[start Material provided]

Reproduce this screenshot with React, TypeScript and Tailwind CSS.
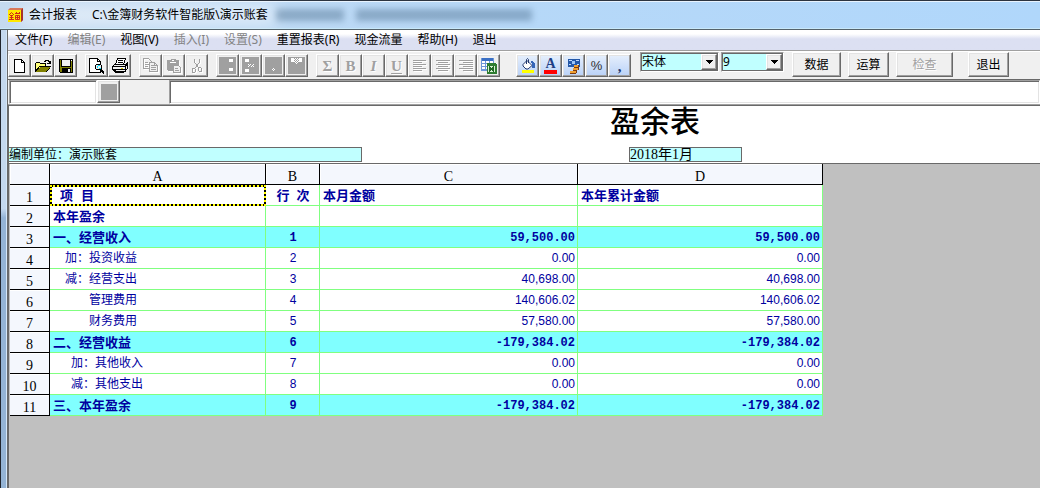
import type { ReactNode } from 'react';

type Row = {
  no: number;
  item: string;
  line?: string;
  month?: string;
  year?: string;
  indent?: string;
  total?: boolean;
  heading?: boolean;
};

const MENUS = [
  { label: '文件(F)' },
  { label: '编辑(E)', disabled: true },
  { label: '视图(V)' },
  { label: '插入(I)', disabled: true },
  { label: '设置(S)', disabled: true },
  { label: '重置报表(R)' },
  { label: '现金流量' },
  { label: '帮助(H)' },
  { label: '退出' },
];

const ROWS: Row[] = [
  { no: 2, item: '本年盈余', heading: true },
  { no: 3, item: '一、经营收入', line: '1', month: '59,500.00', year: '59,500.00', total: true },
  { no: 4, item: '加：投资收益', line: '2', month: '0.00', year: '0.00', indent: 'pl-3' },
  { no: 5, item: '减：经营支出', line: '3', month: '40,698.00', year: '40,698.00', indent: 'pl-3' },
  { no: 6, item: '管理费用', line: '4', month: '140,606.02', year: '140,606.02', indent: 'pl-9' },
  { no: 7, item: '财务费用', line: '5', month: '57,580.00', year: '57,580.00', indent: 'pl-9' },
  { no: 8, item: '二、经营收益', line: '6', month: '-179,384.02', year: '-179,384.02', total: true },
  { no: 9, item: '加：其他收入', line: '7', month: '0.00', year: '0.00', indent: 'pl-[18px]' },
  { no: 10, item: '减：其他支出', line: '8', month: '0.00', year: '0.00', indent: 'pl-[18px]' },
  { no: 11, item: '三、本年盈余', line: '9', month: '-179,384.02', year: '-179,384.02', total: true },
];

const RAISED =
  'border border-t-white border-l-white border-r-[#696969] border-b-[#696969] shadow-[inset_-1px_-1px_0_#a0a0a0,inset_1px_1px_0_#e3e3e3] bg-[#f0f0f0]';
const SUNKEN =
  'border border-t-[#a0a0a0] border-l-[#a0a0a0] border-r-white border-b-white shadow-[inset_1px_1px_0_#696969,inset_-1px_-1px_0_#e3e3e3]';
const SERIF = "font-['Liberation_Serif','Noto_Sans_CJK_SC',serif]";

function Tool({ label, children, disabled }: { label: string; children: ReactNode; disabled?: boolean }) {
  return (
    <button
      aria-label={label}
      disabled={disabled}
      className={`flex h-[23px] w-[23px] shrink-0 items-center justify-center ${RAISED}`}
    >
      {children}
    </button>
  );
}

function Pic({ children, engraved }: { children: ReactNode; engraved?: boolean }) {
  return (
    <svg
      className={`h-4 w-4 shrink-0 ${engraved ? 'drop-shadow-[1px_1px_0_#fff]' : ''}`}
      viewBox="0 0 16 16"
      fill="none"
      shapeRendering="crispEdges"
    >
      {children}
    </svg>
  );
}

function Glyph({ children, className = '' }: { children: ReactNode; className?: string }) {
  return (
    <span
      className={`font-['Liberation_Serif',serif] text-[15px] leading-4 font-bold text-[#a0a0a0] [text-shadow:1px_1px_0_#fff] ${className}`}
    >
      {children}
    </span>
  );
}

function Tinted({ children }: { children: ReactNode }) {
  return (
    <span className="flex h-[19px] w-[19px] items-center justify-center bg-linear-to-b from-[#e4eefc] to-[#bcd3f7]">
      {children}
    </span>
  );
}

// grey block with the white cut-outs passed as a path
function Block({ cut }: { cut: string }) {
  return (
    <svg className="h-[19px] w-[19px] shrink-0" viewBox="0 0 19 19" shapeRendering="crispEdges">
      <path d="M1 1h17v17H1z" fill="#a0a0a0" />
      <path d={cut} fill="#fff" />
    </svg>
  );
}

function AlignIcon({ d }: { d: string }) {
  return (
    <Pic engraved>
      <path d={d} stroke="#a0a0a0" />
    </Pic>
  );
}

function Group({ children, className = '' }: { children: ReactNode; className?: string }) {
  return <div className={`flex pt-[2px] ${className}`}>{children}</div>;
}

function Combo({ label, value, options, className }: { label: string; value: string; options: string[]; className: string }) {
  return (
    <div className={`relative h-5 ${SUNKEN} ${className}`}>
      <select
        aria-label={label}
        defaultValue={value}
        className="block h-full w-full appearance-none border border-[#696969] bg-[#c0ffff] text-xs leading-4 text-black outline-none"
      >
        {options.map((o) => (
          <option key={o}>{o}</option>
        ))}
      </select>
      <span
        className={`pointer-events-none absolute top-px right-px bottom-px flex w-4 items-center justify-center ${RAISED}`}
      >
        <svg className="h-1 w-[7px]" viewBox="0 0 7 4" shapeRendering="crispEdges">
          <path d="M0 0h7v1h-1v1h-1v1h-1v1h-1v-1h-1v-1h-1v-1h-1z" fill="#000" />
        </svg>
      </span>
    </div>
  );
}

function TextButton({ children, className, disabled }: { children: ReactNode; className: string; disabled?: boolean }) {
  return (
    <button
      disabled={disabled}
      className={`h-[25px] shrink-0 text-xs ${RAISED} ${className} ${
        disabled ? 'text-[#a0a0a0] [text-shadow:1px_1px_0_#fff]' : 'text-black'
      }`}
    >
      {children}
    </button>
  );
}

function TitleBar() {
  return (
    <header className="relative flex h-[30px] items-center overflow-hidden border-t border-b border-t-[#2c3440] border-b-[#55636b] bg-linear-to-r from-[#c5daf0] via-[#b6d8f8] to-[#b0d7fb] pl-2 text-xs text-black shadow-[inset_0_1px_0_#e8f3fe,inset_0_-1px_0_#c8e8fa]">
      <div className="absolute top-1 left-5 h-5 w-64 bg-white/50 blur-sm" />
      <svg className="relative mr-[6px] h-4 w-[15px]" viewBox="0 0 15 16">
        <path d="M0 3l2-2h13v12l-2 2z" fill="#d8785a" />
        <path d="M13 3l2-2v12l-2 2z" fill="#a8342c" />
        <path d="M0 3h13v12H0z" fill="#ffe800" />
        <path
          d="M3.500 5.500L1 8M3.500 5.500L6 8M2 8.500h3M1.500 10.500h4M3.500 8v4M1 12.500h5M7 6.500h5M8.500 5v2M11.500 5v2M7.500 8.500h4v4h-4zM7.500 10.500h4M9.500 8v4"
          stroke="#d02818"
          fill="none"
        />
      </svg>
      <h1 className="relative mr-[15px]">会计报表</h1>
      <span className="relative whitespace-nowrap">C:\金簿财务软件智能版\演示账套</span>
      <div className="ml-2 flex gap-3 opacity-45 blur-[3px]" aria-hidden="true">
        <div className="h-3 w-[68px] bg-[#4f7190]" />
        <div className="h-3 w-[176px] bg-[#4f7190]" />
      </div>
    </header>
  );
}

function Toolbar() {
  return (
    <div className="flex h-7 items-start border-t border-t-white bg-[#f0f0f0]">
      <Group className="mr-2">
        <Tool label="新建">
          <Pic>
            <path d="M2.500 1.500h7l3 3v10h-10z" fill="#fff" stroke="#000" />
            <path d="M9.500 1.500v3h3" stroke="#000" />
          </Pic>
        </Tool>
        <Tool label="打开">
          <Pic>
            <path d="M1 5h4l1 1h5v3H5l-3 5H1z" fill="#ffff7a" />
            <path d="M.500 14V5.500l1-1h3l1 1h5v3M.500 13.500l4-5h11l-4 5z" stroke="#000" />
            <path d="M1 13.500l4-4.500h10l-4 4.500z" fill="#808000" />
            <path d="M9 3h1V2h3v1h1v2M12 5h3V3" stroke="#000" />
          </Pic>
        </Tool>
        <Tool label="保存">
          <Pic>
            <path d="M1.500 1.500h13v13h-12l-1-1z" fill="#808000" stroke="#000" />
            <path d="M4 2h8v6H4z" fill="#f0f0f0" />
            <path d="M3.500 2v6.500h9V2" stroke="#000" />
            <path d="M4 10h9v4H4z" fill="#000" />
            <path d="M10 11h2v3h-2z" fill="#f0f0f0" />
            <path d="M13 2h1v1h-1z" fill="#fff" />
          </Pic>
        </Tool>
      </Group>
      <Group className="mr-2">
        <Tool label="打印预览">
          <Pic>
            <path d="M.500.500h8l3 3v11h-11z" fill="#fff" stroke="#000" />
            <path d="M8.500.500v3h3" stroke="#000" />
            <path d="M7.500 6.500h4l1 1v3l-1 1h-4l-1-1v-3z" fill="#f0f0f0" stroke="#000" />
            <path d="M8 8h1v2H8zM9 7h2v1H9zM10 10h2v1h-2z" fill="#00e0ff" />
            <path d="M12 11l3 3.500M11 12l4 3.500" stroke="#000" strokeWidth="1.500" />
          </Pic>
        </Tool>
        <Tool label="打印">
          <Pic>
            <path d="M5.500.500h8l-2 6h-8z" fill="#fff" stroke="#000" />
            <path d="M6 2.500h5M5.500 4.500h5" stroke="#000" />
            <path d="M.500 8.500l2-2h11l2-1.500v5l-2 3h-11l-2-2z" fill="#f0f0f0" stroke="#000" />
            <path d="M1 8.500h12v3H1M13.500 8l2-2M3.500 12v2.500h8l2-2" stroke="#000" />
            <path d="M9 10h2v1H9z" fill="#d8c800" />
          </Pic>
        </Tool>
      </Group>
      <Group className="mr-2">
        <Tool label="复制" disabled>
          <Pic engraved>
            <path d="M.500.500h5l3 3v7h-8z" stroke="#a0a0a0" />
            <path d="M2 4.500h3M2 6.500h4M2 8.500h3" stroke="#a0a0a0" />
            <path d="M6.500 4.500h5l3 3v6h-8z" fill="#f0f0f0" stroke="#a0a0a0" />
            <path d="M8 7.500h3M8 9.500h5M8 11.500h5M11.500 5v2.500H14" stroke="#a0a0a0" />
          </Pic>
        </Tool>
        <Tool label="粘贴" disabled>
          <Pic engraved>
            <path d="M1 2h3l1-1h4l1 1h3v5H7v6H2l-1-1z" fill="#a0a0a0" />
            <path d="M4 4h6v1H4zM6 2h2v1H6z" fill="#fff" />
            <path d="M7.500 7.500h5l2 2v5h-7z" fill="#f0f0f0" stroke="#a0a0a0" />
            <path d="M9 10.500h3M9 12.500h4" stroke="#a0a0a0" />
          </Pic>
        </Tool>
        <Tool label="剪切" disabled>
          <Pic engraved>
            <path d="M5.500 1v3l4 6M10.500 1v3l-4 6" stroke="#a0a0a0" />
            <path d="M3.500 10.500h2l1 1v2l-1 1h-2v-4zM9.500 9.500h2l1 1v3h-2l-1-1z" stroke="#a0a0a0" />
          </Pic>
        </Tool>
      </Group>
      <Group className="mr-2">
        <Tool label="插入行" disabled>
          <Block cut="M11 3h4v3h-4zM11 12h4v3h-4z" />
        </Tool>
        <Tool label="删除行" disabled>
          <Block cut="M4 3h4v3H4zM4 13h4v3H4zM7 8h1v1H7zM9 8h1v1H9zM8 9h1v1H8zM11 9h1v1h-1zM10 10h1v1h-1zM7 10h1v1H7zM12 8h1v1h-1zM12 10h1v1h-1z" />
        </Tool>
        <Tool label="插入列" disabled>
          <Block cut="M9 12h1v1H9zM8 13h1v1H8zM10 13h1v1h-1zM9 14h1v1H9z" />
        </Tool>
        <Tool label="删除列" disabled>
          <Block cut="M4 2h3v4H4zM12 2h3v4h-3zM8 2h1v1H8zM10 2h1v1h-1zM7 3h1v1H7zM9 3h1v1H9zM11 3h1v1h-1zM8 4h1v1H8zM10 4h1v1h-1zM7 5h1v1H7zM9 5h1v1H9zM11 5h1v1h-1zM8 6h1v1H8zM10 6h1v1h-1zM9 7h1v1H9z" />
        </Tool>
      </Group>
      <Group className="mr-4">
        <Tool label="求和" disabled>
          <Glyph>Σ</Glyph>
        </Tool>
        <Tool label="粗体" disabled>
          <Glyph>B</Glyph>
        </Tool>
        <Tool label="斜体" disabled>
          <Glyph className="italic">I</Glyph>
        </Tool>
        <Tool label="下划线" disabled>
          <Glyph className="underline underline-offset-2">U</Glyph>
        </Tool>
        <Tool label="左对齐" disabled>
          <AlignIcon d="M1 2.500h13M1 4.500h9M1 6.500h13M1 8.500h9M1 10.500h13M1 12.500h9" />
        </Tool>
        <Tool label="居中" disabled>
          <AlignIcon d="M1 2.500h14M3 4.500h10M1 6.500h14M3 8.500h10M1 10.500h14M3 12.500h10" />
        </Tool>
        <Tool label="右对齐" disabled>
          <AlignIcon d="M1 2.500h14M5 4.500h10M1 6.500h14M5 8.500h10M1 10.500h14M5 12.500h10" />
        </Tool>
        <Tool label="导出">
          <Pic>
            <path d="M0 0h13v13H0z" fill="#fff" />
            <path d="M0 0h13v3H0z" fill="#3a6fc4" />
            <path d="M.500 0v12.500H7M4.500 3v10M8.500 3v3M12.500 0v6M0 5.500h13M0 8.500h7M0 11.500h7" stroke="#6c97d8" />
            <path d="M6 5h8l2 2v9H6z" fill="#2f7d32" />
            <path d="M7 8h7v6H7z" fill="#d8f0d4" />
            <path d="M8 9l5 4M13 9l-5 4" stroke="#1f6a24" strokeWidth="2" />
          </Pic>
        </Tool>
      </Group>
      <Group className="mr-[9px]">
        <Tool label="填充颜色">
          <Tinted>
            <Pic>
              <path d="M3 6l4-4 5 5-4 4-3-1-2-2z" fill="#fff" />
              <path
                d="M3 6.500l4-4 5 5-4 3.500h-2l-3-3zM6.500 6V1.500l1-1 1 1V5"
                stroke="#22386e"
                shapeRendering="auto"
              />
              <path d="M11 3h2l2 3v4h-3V6z" fill="#3565b8" />
              <path d="M2 12h12v3H2z" fill="#ffff00" />
            </Pic>
          </Tinted>
        </Tool>
        <Tool label="字体颜色">
          <Tinted>
            <span className="flex h-4 w-[13px] flex-col items-center border-b-4 border-[#ff0000] font-['Liberation_Serif',serif] text-sm leading-3 font-bold text-[#1f3f86]">
              A
            </span>
          </Tinted>
        </Tool>
        <Tool label="货币">
          <Tinted>
            <Pic>
              <path d="M2 1h12v8H2z" fill="#2458a8" />
              <path d="M3 2h3v1H3zM10 2h3v1h-3zM3 6h2v1H3zM11 6h2v1h-2z" fill="#bcd8ff" />
              <path d="M6 3h3v3H6z" fill="#9cc4f8" />
              <path d="M8 7h4v2H8zM7 10h5v2H7zM4 13h6v2H4z" fill="#f0a030" />
              <path d="M8 9.500h4M12.500 7v5M7 12.500h4M4 15.500h6M10.500 13v2" stroke="#7a3c14" />
            </Pic>
          </Tinted>
        </Tool>
        <Tool label="百分比">
          <Tinted>
            <span className="font-['Liberation_Sans',sans-serif] text-[13px] leading-4 text-[#303030]">%</span>
          </Tinted>
        </Tool>
        <Tool label="千分位">
          <Tinted>
            <span className="font-['Liberation_Serif',serif] text-[15px] leading-4 font-bold text-[#22386e]">,</span>
          </Tinted>
        </Tool>
      </Group>
      <Combo label="字体" value="宋体" options={['宋体', '黑体', '楷体']} className="mr-[2px] w-[79px]" />
      <Combo label="字号" value="9" options={['9', '10', '12']} className="mr-2 w-[63px]" />
      <TextButton className="mr-[7px] w-[49px]">数据</TextButton>
      <TextButton className="mr-[7px] w-[41px]">运算</TextButton>
      <TextButton className="mr-[15px] w-[57px]" disabled>
        检查
      </TextButton>
      <TextButton className="w-[41px]">退出</TextButton>
    </div>
  );
}

const HEAD = 'border-r border-b border-black bg-[#f4f7fd] pt-[6px] text-center text-sm leading-[14px] font-normal text-black';

function RowHead({ children }: { children: ReactNode }) {
  return (
    <th scope="row" className={`shadow-[inset_0_1px_0_#fff] ${HEAD} ${SERIF}`}>
      {children}
    </th>
  );
}

const CELL = 'border-r border-b border-[#80ff80] pr-[2px] pl-[3px]';

function Sheet() {
  return (
    <table className="ml-px w-[813px] table-fixed border-separate border-spacing-0 text-xs text-[#0000a0]">
      <colgroup>
        <col className="w-10" />
        <col className="w-[216px]" />
        <col className="w-[54px]" />
        <col className="w-[258px]" />
        <col className="w-[245px]" />
      </colgroup>
      <thead>
        <tr className="h-[21px]">
          {['', 'A', 'B', 'C', 'D'].map((c) => (
            <th key={c} className={`shadow-[inset_1px_1px_0_#fff] ${HEAD} ${SERIF}`}>
              {c}
            </th>
          ))}
        </tr>
      </thead>
      <tbody className="bg-white">
        <tr className="h-[21px] text-[13px] leading-4 font-bold">
          <RowHead>1</RowHead>
          <td className="border-2 border-dotted border-[#ffff00] bg-black p-0">
            <div className="flex h-[17px] gap-2 bg-white pl-2 leading-4">
              <span>项</span>
              <span>目</span>
            </div>
          </td>
          <td className={`${CELL} text-center whitespace-pre`}>行{'  '}次</td>
          <td className={CELL}>本月金额</td>
          <td className={CELL}>本年累计金额</td>
        </tr>
        {ROWS.map((r) => {
          const strong = r.total || r.heading;
          const num = r.total
            ? "font-['Liberation_Mono',monospace] text-xs leading-4 pt-px"
            : "font-['Liberation_Sans',sans-serif] text-xs leading-4";
          return (
            <tr
              key={r.no}
              className={`h-[21px] ${r.total ? 'bg-[#80ffff]' : ''} ${strong ? 'text-[13px] leading-4 font-bold' : 'leading-4'}`}
            >
              <RowHead>{r.no}</RowHead>
              <td className={CELL}>
                <div className={r.indent}>{r.item}</div>
              </td>
              <td className={`${CELL} text-center ${num}`}>{r.line}</td>
              <td className={`${CELL} text-right ${num}`}>{r.month}</td>
              <td className={`${CELL} text-right ${num}`}>{r.year}</td>
            </tr>
          );
        })}
      </tbody>
    </table>
  );
}

export default function App() {
  return (
    <div className="flex min-h-screen flex-col overflow-hidden bg-[#c0c0c0] font-['Noto_Sans','Noto_Sans_CJK_SC',sans-serif]">
      <TitleBar />
      <div className="flex flex-1">
        <div className="w-[7px] shrink-0 border-r border-l border-l-[#20242c] border-r-[#d4e6f8] bg-linear-to-b from-[#c4d8ee] from-39% to-[#94b3d4] to-41%" />
        <main className="flex min-w-0 flex-1 flex-col border-l border-[#696969]">
          <nav className="flex h-[21px] items-center gap-[15px] border-b border-[#a0a0a0] bg-linear-to-b from-white from-20% to-[#dce0f2] to-45% pl-[7px] text-xs">
            {MENUS.map((m) => (
              <button
                key={m.label}
                disabled={m.disabled}
                className={`whitespace-nowrap ${m.disabled ? 'text-[#838383]' : 'text-black'}`}
              >
                {m.label}
              </button>
            ))}
          </nav>
          <Toolbar />
          <div className="flex h-[26px] items-start border-t border-b border-t-[#696969] border-b-[#a0a0a0] bg-[#f0f0f0]">
            <input aria-label="单元格" className={`ml-px h-6 w-[88px] bg-white px-1 text-xs ${SUNKEN}`} />
            <button
              aria-label="公式"
              className={`mr-[49px] flex h-[23px] w-[23px] items-center justify-center ${RAISED}`}
            >
              <span className="h-4 w-4 bg-[#a0a0a0]" />
            </button>
            <input aria-label="内容" className={`h-6 min-w-0 flex-1 bg-white px-1 text-xs ${SUNKEN}`} />
          </div>
          <section className="flex-1 border-t border-l border-[#696969]">
            <div className="border-b border-[#696969] bg-white text-black">
              <h2 className={`flex h-[41px] items-start pl-[601px] text-[30px] leading-8 font-medium ${SERIF}`}>
                盈余表
              </h2>
              <div className="flex pb-px">
                <div className="mr-[267px] h-[15px] w-[353px] overflow-hidden border border-l-0 border-[#696969] bg-[#c0ffff] text-xs leading-[13px]">
                  编制单位：演示账套
                </div>
                <div className={`h-[15px] w-[113px] border border-[#696969] bg-[#c0ffff] text-sm leading-[13px] ${SERIF}`}>
                  2018年1月
                </div>
              </div>
            </div>
            <Sheet />
          </section>
        </main>
      </div>
    </div>
  );
}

[end Material provided]

Do this: From the data, collect all lines where the string "with" appears.

Complete answer:
Reproduce this screenshot with React, TypeScript and Tailwind CSS.
// grey block with the white cut-outs passed as a path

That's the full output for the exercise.